Estimated row scan above db.explain.max_rows → block. Estimated
cost (BigQuery $$) above db.explain.max_cost_usd → block. Both
limits are tenant-configurable.
Statement timeout
Driver-level statement timeout: 30 seconds. A long-running query
gets cancelled. Adjust per connection via
config.statement_timeout_ms if you need a different ceiling (some
analytical workloads do).
What an adversarial user can NOT do
- Execute DML or DDL.
- Read another tenant’s data even if shared connection — scope predicates AND’d in.
- Run a query that scans more than
max_rows(configurable). - Run a query for longer than the statement timeout.
- Bypass the validator by hand-editing — workbench-edited SQL re- enters the same validator.

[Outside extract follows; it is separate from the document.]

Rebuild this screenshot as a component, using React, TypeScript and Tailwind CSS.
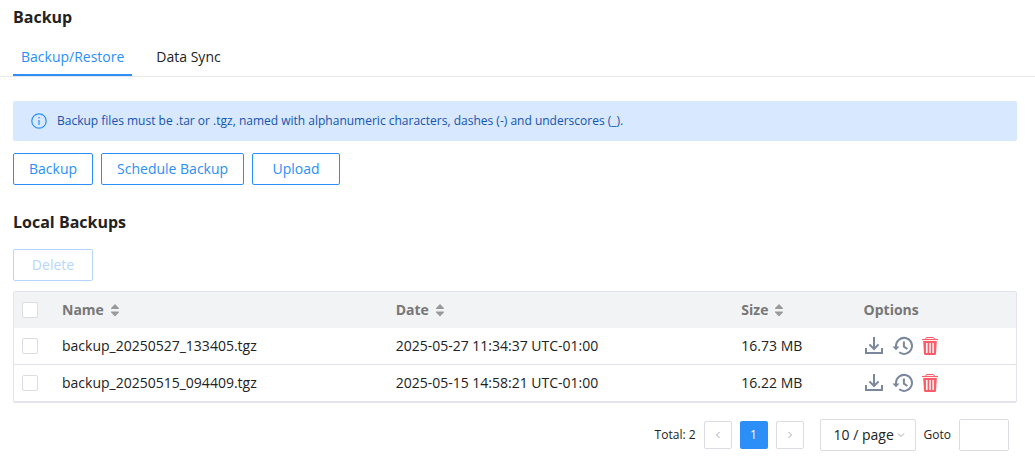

What the validator does NOT prevent
- A poorly-permissioned connection. If the DB user the connection uses has more privileges than you intended, that’s a connection- config problem. Pollen8’s best practice: connect with a least-privilege read-only user.
- Information disclosure from queries that should have been scope-predicated but weren’t. Make sure your scope predicates cover every table you don’t want exposed.
Audit
Every execute call stamps a Why trace with:
- Connection id.
- Original NL question (when planner-routed).
- Planner SQL + edited SQL (when different).
- EXPLAIN cost estimate.
- Execution time + row count.
- User id + AuthContext token id.
Queryable via the audit table for any SOC2 / HIPAA accounting need.